[Prompt]
Write out the data again exactly, skipping every picture.

[Information shown]
##############################
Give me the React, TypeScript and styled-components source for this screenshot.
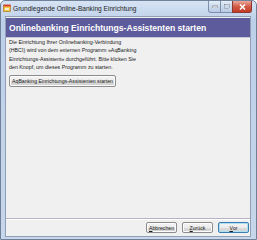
import React from "react";
import styled, { createGlobalStyle } from "styled-components";

const GlobalStyle = createGlobalStyle`
  html, body {
    margin: 0;
    padding: 0;
    background: #ffffff;
  }
  body {
    font-family: "Liberation Sans", Arial, sans-serif;
  }
`;

const Window = styled.div`
  width: 257px;
  height: 240px;
  box-sizing: border-box;
  display: flex;
  flex-direction: column;
  border: 1px solid #6f8299;
  border-radius: 5px 5px 0 0;
  background: linear-gradient(to bottom, #d6e3f3 0px, #bdd0e9 20px, #c7d6ea 100%);
  overflow: hidden;
`;

const TitleBar = styled.div`
  height: 14px;
  display: flex;
  align-items: center;
  padding-left: 2px;
  gap: 2px;
  position: relative;
`;

const TitleText = styled.span`
  font-size: 6.6px;
  color: #1e1e1e;
  white-space: nowrap;
`;

const Controls = styled.div`
  position: absolute;
  top: 0;
  right: 4px;
  display: flex;
`;

const CtrlButton = styled.div<{ $close?: boolean; $w: number }>`
  width: ${(p) => p.$w}px;
  height: 12px;
  box-sizing: border-box;
  border: 1px solid ${(p) => (p.$close ? "#8a3a2e" : "#7d8fa8")};
  border-top: none;
  margin-left: -1px;
  display: flex;
  align-items: center;
  justify-content: center;
  background: ${(p) =>
    p.$close
      ? "linear-gradient(to bottom, #e9a99c 0%, #d25b48 50%, #c23a26 100%)"
      : "linear-gradient(to bottom, #e6eef8 0%, #cad9ec 50%, #b9cce5 100%)"};
  border-radius: ${(p) => (p.$close ? "0 0 3px 0" : "0")};
  &:first-child {
    border-radius: 0 0 0 3px;
  }
`;

const Client = styled.div`
  flex: 1;
  margin: 1px 5px 2px 4px;
  border: 1px solid #8f9fb6;
  background: #f0f0f0;
  display: flex;
  flex-direction: column;
`;

const Header = styled.div`
  margin-top: 1px;
  height: 19px;
  background: #5d5b9c;
  display: flex;
  align-items: center;
  padding-left: 3px;
  border-bottom: 1px solid #c9c9d6;
`;

const HeaderTitle = styled.span`
  font-size: 8.6px;
  font-weight: bold;
  color: #ffffff;
  white-space: nowrap;
`;

const Page = styled.div`
  flex: 1;
  padding: 0 3px;
  border-bottom: 1px solid #b4b4c4;
  box-shadow: 0 1px 0 #ffffff;
`;

const Intro = styled.div`
  font-size: 5.3px;
  line-height: 8.4px;
  color: #1a1a1a;
  white-space: nowrap;
`;

const PushButton = styled.button<{ $default?: boolean }>`
  font-family: "Liberation Sans", Arial, sans-serif;
  font-size: 5.2px;
  color: #1a1a1a;
  box-sizing: border-box;
  padding: 0 3px;
  border: 1px solid ${(p) => (p.$default ? "#3d7bad" : "#8c8c8c")};
  border-radius: 2px;
  background: linear-gradient(to bottom, #f4f4f4 0%, #ebebeb 50%, #dddddd 51%, #cfcfcf 100%);
  box-shadow: inset 0 0 0 1px ${(p) => (p.$default ? "#aee0f5" : "#fcfcfc")};
  display: flex;
  align-items: center;
  justify-content: center;
  white-space: nowrap;
`;

const StartButton = styled(PushButton)`
  margin-top: 3px;
  height: 12px;
  width: 107px;
`;

const ButtonRow = styled.div`
  height: 17px;
  display: flex;
  align-items: center;
  justify-content: flex-end;
  gap: 5px;
  padding-right: 1px;
`;

const NavButton = styled(PushButton)`
  width: 31px;
  height: 11px;
`;

const U = styled.span`
  text-decoration: underline;
`;

const AppIcon = () => (
  <svg width="8" height="8" viewBox="0 0 8 8">
    <rect x="0.5" y="1.5" width="7" height="6" fill="#f3c64a" stroke="#9a6b10" strokeWidth="0.6" />
    <rect x="0.5" y="0.5" width="7" height="2" fill="#d8442c" />
    <rect x="2" y="4" width="4" height="2" fill="#ffffff" opacity="0.7" />
  </svg>
);

export default function App() {
  return (
    <>
      <GlobalStyle />
      <Window>
        <TitleBar>
          <AppIcon />
          <TitleText>Grundlegende Online-Banking Einrichtung</TitleText>
          <Controls>
            <CtrlButton $w={13}>
              <svg width="6" height="3" viewBox="0 0 6 3">
                <rect x="0" y="1" width="6" height="2" fill="#ffffff" stroke="#3a4a60" strokeWidth="0.5" />
              </svg>
            </CtrlButton>
            <CtrlButton $w={13}>
              <svg width="6" height="5" viewBox="0 0 6 5">
                <rect x="0.3" y="0.3" width="5.4" height="4.4" fill="none" stroke="#ffffff" strokeWidth="1.2" />
                <rect x="0.3" y="0.3" width="5.4" height="4.4" fill="none" stroke="#3a4a60" strokeWidth="0.4" />
              </svg>
            </CtrlButton>
            <CtrlButton $w={20} $close>
              <svg width="7" height="6" viewBox="0 0 7 6">
                <path d="M1 0.5 L6 5.5 M6 0.5 L1 5.5" stroke="#ffffff" strokeWidth="1.5" />
              </svg>
            </CtrlButton>
          </Controls>
        </TitleBar>
        <Client>
          <Header>
            <HeaderTitle>Onlinebanking Einrichtungs-Assistenten starten</HeaderTitle>
          </Header>
          <Page>
            <Intro>
              Die Einrichtung Ihrer Onlinebanking-Verbindung
              <br />
              (HBCI) wird von dem externen Programm »AqBanking
              <br />
              Einrichtungs-Assistent« durchgeführt. Bitte klicken Sie
              <br />
              den Knopf, um dieses Programm zu starten.
            </Intro>
            <StartButton>AqBanking Einrichtungs-Assistenten starten</StartButton>
          </Page>
          <ButtonRow>
            <NavButton>
              <U>A</U>bbrechen
            </NavButton>
            <NavButton>
              <U>Z</U>urück
            </NavButton>
            <NavButton $default>
              <U>V</U>or
            </NavButton>
          </ButtonRow>
        </Client>
      </Window>
    </>
  );
}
##############################
[Result for this task]
Give me the React, TypeScript and styled-components source for this screenshot.
import React from "react";
import styled, { createGlobalStyle } from "styled-components";

const GlobalStyle = createGlobalStyle`
  html, body {
    margin: 0;
    padding: 0;
    background: #ffffff;
  }
  body {
    font-family: "Liberation Sans", Arial, sans-serif;
  }
`;

const Window = styled.div`
  width: 257px;
  height: 240px;
  box-sizing: border-box;
  display: flex;
  flex-direction: column;
  border: 1px solid #6f8299;
  border-radius: 5px 5px 0 0;
  background: linear-gradient(to bottom, #d6e3f3 0px, #bdd0e9 20px, #c7d6ea 100%);
  overflow: hidden;
`;

const TitleBar = styled.div`
  height: 14px;
  display: flex;
  align-items: center;
  padding-left: 2px;
  gap: 2px;
  position: relative;
`;

const TitleText = styled.span`
  font-size: 6.6px;
  color: #1e1e1e;
  white-space: nowrap;
`;

const Controls = styled.div`
  position: absolute;
  top: 0;
  right: 4px;
  display: flex;
`;

const CtrlButton = styled.div<{ $close?: boolean; $w: number }>`
  width: ${(p) => p.$w}px;
  height: 12px;
  box-sizing: border-box;
  border: 1px solid ${(p) => (p.$close ? "#8a3a2e" : "#7d8fa8")};
  border-top: none;
  margin-left: -1px;
  display: flex;
  align-items: center;
  justify-content: center;
  background: ${(p) =>
    p.$close
      ? "linear-gradient(to bottom, #e9a99c 0%, #d25b48 50%, #c23a26 100%)"
      : "linear-gradient(to bottom, #e6eef8 0%, #cad9ec 50%, #b9cce5 100%)"};
  border-radius: ${(p) => (p.$close ? "0 0 3px 0" : "0")};
  &:first-child {
    border-radius: 0 0 0 3px;
  }
`;

const Client = styled.div`
  flex: 1;
  margin: 1px 5px 2px 4px;
  border: 1px solid #8f9fb6;
  background: #f0f0f0;
  display: flex;
  flex-direction: column;
`;

const Header = styled.div`
  margin-top: 1px;
  height: 19px;
  background: #5d5b9c;
  display: flex;
  align-items: center;
  padding-left: 3px;
  border-bottom: 1px solid #c9c9d6;
`;

const HeaderTitle = styled.span`
  font-size: 8.6px;
  font-weight: bold;
  color: #ffffff;
  white-space: nowrap;
`;

const Page = styled.div`
  flex: 1;
  padding: 0 3px;
  border-bottom: 1px solid #b4b4c4;
  box-shadow: 0 1px 0 #ffffff;
`;

const Intro = styled.div`
  font-size: 5.3px;
  line-height: 8.4px;
  color: #1a1a1a;
  white-space: nowrap;
`;

const PushButton = styled.button<{ $default?: boolean }>`
  font-family: "Liberation Sans", Arial, sans-serif;
  font-size: 5.2px;
  color: #1a1a1a;
  box-sizing: border-box;
  padding: 0 3px;
  border: 1px solid ${(p) => (p.$default ? "#3d7bad" : "#8c8c8c")};
  border-radius: 2px;
  background: linear-gradient(to bottom, #f4f4f4 0%, #ebebeb 50%, #dddddd 51%, #cfcfcf 100%);
  box-shadow: inset 0 0 0 1px ${(p) => (p.$default ? "#aee0f5" : "#fcfcfc")};
  display: flex;
  align-items: center;
  justify-content: center;
  white-space: nowrap;
`;

const StartButton = styled(PushButton)`
  margin-top: 3px;
  height: 12px;
  width: 107px;
`;

const ButtonRow = styled.div`
  height: 17px;
  display: flex;
  align-items: center;
  justify-content: flex-end;
  gap: 5px;
  padding-right: 1px;
`;

const NavButton = styled(PushButton)`
  width: 31px;
  height: 11px;
`;

const U = styled.span`
  text-decoration: underline;
`;

const AppIcon = () => (
  <svg width="8" height="8" viewBox="0 0 8 8">
    <rect x="0.5" y="1.5" width="7" height="6" fill="#f3c64a" stroke="#9a6b10" strokeWidth="0.6" />
    <rect x="0.5" y="0.5" width="7" height="2" fill="#d8442c" />
    <rect x="2" y="4" width="4" height="2" fill="#ffffff" opacity="0.7" />
  </svg>
);

export default function App() {
  return (
    <>
      <GlobalStyle />
      <Window>
        <TitleBar>
          <AppIcon />
          <TitleText>Grundlegende Online-Banking Einrichtung</TitleText>
          <Controls>
            <CtrlButton $w={13}>
              <svg width="6" height="3" viewBox="0 0 6 3">
                <rect x="0" y="1" width="6" height="2" fill="#ffffff" stroke="#3a4a60" strokeWidth="0.5" />
              </svg>
            </CtrlButton>
            <CtrlButton $w={13}>
              <svg width="6" height="5" viewBox="0 0 6 5">
                <rect x="0.3" y="0.3" width="5.4" height="4.4" fill="none" stroke="#ffffff" strokeWidth="1.2" />
                <rect x="0.3" y="0.3" width="5.4" height="4.4" fill="none" stroke="#3a4a60" strokeWidth="0.4" />
              </svg>
            </CtrlButton>
            <CtrlButton $w={20} $close>
              <svg width="7" height="6" viewBox="0 0 7 6">
                <path d="M1 0.5 L6 5.5 M6 0.5 L1 5.5" stroke="#ffffff" strokeWidth="1.5" />
              </svg>
            </CtrlButton>
          </Controls>
        </TitleBar>
        <Client>
          <Header>
            <HeaderTitle>Onlinebanking Einrichtungs-Assistenten starten</HeaderTitle>
          </Header>
          <Page>
            <Intro>
              Die Einrichtung Ihrer Onlinebanking-Verbindung
              <br />
              (HBCI) wird von dem externen Programm »AqBanking
              <br />
              Einrichtungs-Assistent« durchgeführt. Bitte klicken Sie
              <br />
              den Knopf, um dieses Programm zu starten.
            </Intro>
            <StartButton>AqBanking Einrichtungs-Assistenten starten</StartButton>
          </Page>
          <ButtonRow>
            <NavButton>
              <U>A</U>bbrechen
            </NavButton>
            <NavButton>
              <U>Z</U>urück
            </NavButton>
            <NavButton $default>
              <U>V</U>or
            </NavButton>
          </ButtonRow>
        </Client>
      </Window>
    </>
  );
}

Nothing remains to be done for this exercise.